Aksi di jalanan sejatinya menempatkan elit lokal Aceh di posisi dilematis. Bisa dibaca sebagai bentuk protes internal dari akar rumput terhadap pemimpin mereka sendiri yang kini berkuasa. Ada ketidakpuasan terhadap elit eks-kombatan yang dianggap lamban mewujudkan janji kesejahteraan lalu dimanfaatkan untuk menekan Jakarta.

Pola ancamannya makin rumit. Ia bertransformasi jadi ancaman hibrida, campuran aksi fisik dan serangan siber. Aksi simbolik di lapangan cuma materi awal, lalu diamplifikasi jadi konten provokatif di media sosial. Ranah digital kini jadi medan tempur baru, tempat narasi bohong menyebar lebih cepat dari bantuan logistik.

Alarm bahaya berbunyi lebih keras karena ini bukan cuma soal simbol. Ada temuan senjata api dan tajam di lapangan. Fakta ini menggeser konteksnya drastis dari sekadar "ekspresi politik" menjadi ancaman keamanan nyata. Kehadiran senjata di tangan sipil menunjukkan potensi kekerasan yang tak bisa ditoleransi.

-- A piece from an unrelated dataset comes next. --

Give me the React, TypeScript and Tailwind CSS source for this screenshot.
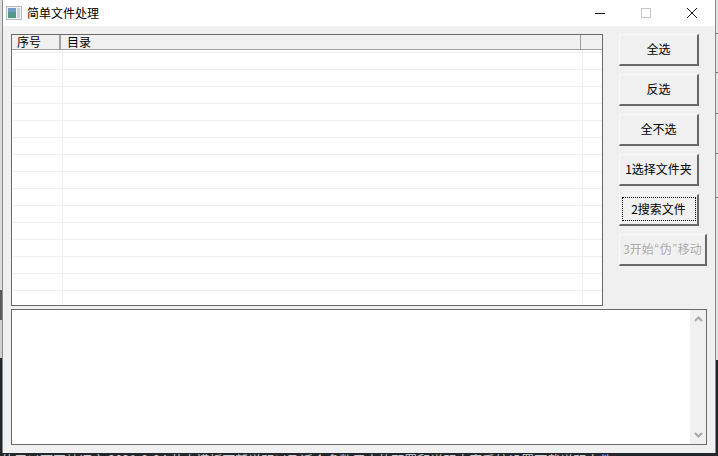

Di sinilah negara sering dijebak taktik playing victim. Kelompok ini memancing aparat bereaksi keras, lalu memelintir penegakan hukum sebagai tindakan represif. Tujuannya cari simpati, delegitimasi aparat, dan buat negara ragu-ragu bertindak tegas.

Padahal, dari sudut pandang hukum, membiarkan senjata ilegal adalah kesalahan fatal. Negara punya kewajiban konstitusional untuk bertindak, mencegah eskalasi sebelum konflik terbuka terjadi lagi. Keraguan justru akan dibaca sebagai kelemahan.

Ketegasan yang Beradab

Menghadapi fenomena serumit ini, negara butuh keseimbangan sikap yang presisi. Respons tak boleh berdasar emosi sesaat, tapi pada kalkulasi strategis untuk jangka panjang. Ketegasan aparat mutlak diperlukan, tapi jangan sampai kehilangan sensitivitas terhadap sejarah luka masyarakat Aceh.

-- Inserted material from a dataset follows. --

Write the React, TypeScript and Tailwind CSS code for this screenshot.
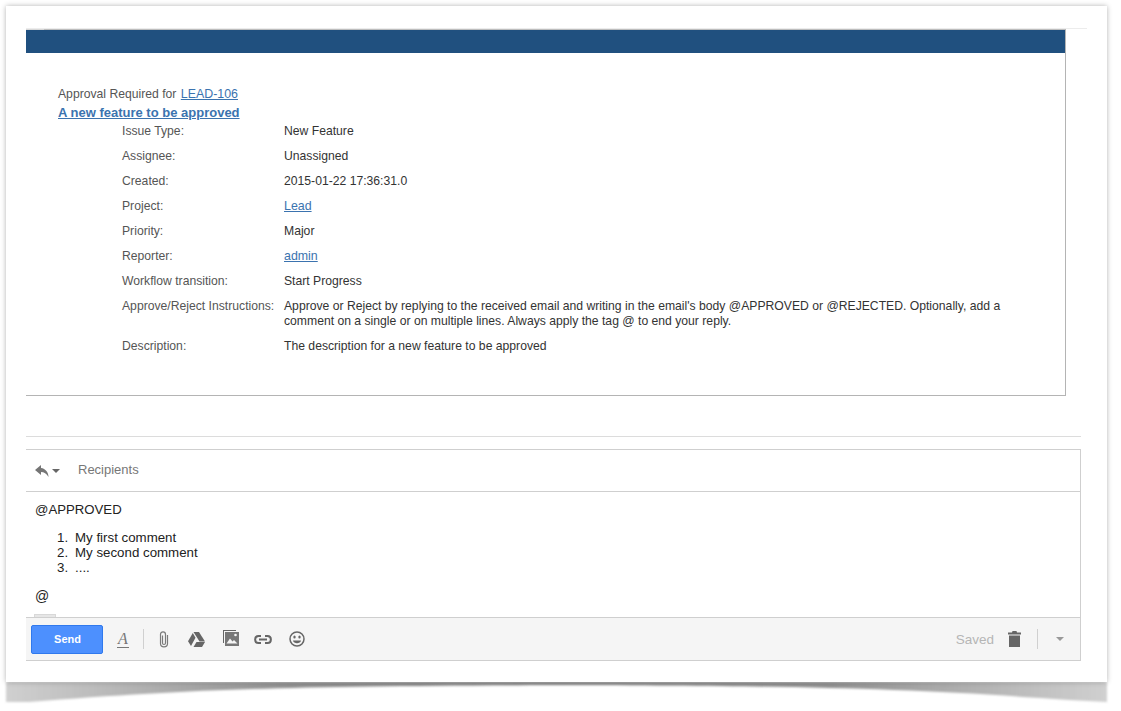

Inilah yang saya sebut "ketegasan yang beradab". Negara harus tegas menegakkan kedaulatan dan hukum bagi pelanggar, tapi tetap persuasif dalam pendekatan sosial ke masyarakat umum. TNI dan Polri harus hadir dengan wajah pelindung yang humanis.

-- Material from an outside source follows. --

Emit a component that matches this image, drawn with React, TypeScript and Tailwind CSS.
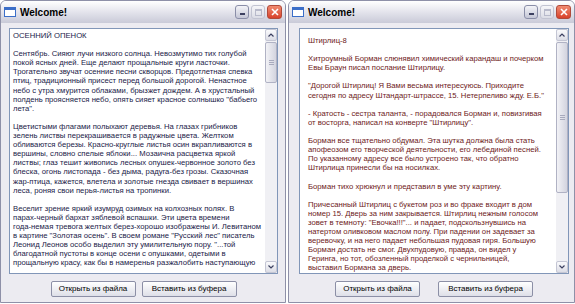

Mereka harus memenangkan hati rakyat lewat kehadiran nyata dalam penanganan bencana. Di saat bersamaan, berani memutus mata rantai provokasi dari segelintir elite atau kelompok sempalan. Sinergi antara penegakan hukum dan pendekatan kesejahteraan adalah kuncinya.

Perdamaian Aceh adalah capaian strategis nasional. Harganya terlalu mahal untuk dipertaruhkan. Ia harus dijaga dengan kejelasan batas: mana ekspresi demokrasi yang sah, dan mana provokasi yang mengancam fondasi berbangsa. Kita harus memotong siklus ini sebelum simbol berubah jadi narasi kebencian, lalu narasi menjelma jadi kekerasan fisik.

Menjaga Aceh berarti menjaga warisan damai yang lahir dari penderitaan bersama. Aceh terlalu berharga untuk dikorbankan lagi oleh ambisi segelintir pihak. Kita tak boleh kalah oleh strategi normalisasi simbol separatis dan provokasi sesaat yang menari di atas penderitaan rakyat. Negara harus hadir utuh: tegas, tapi juga mengayomi. Memastikan bendera Merah Putih tetap menjadi satu-satunya payung kedaulatan di tanah rencong.

Khairul Fahmi. Co-Founder Institute for Security and Strategic Studies (ISESS).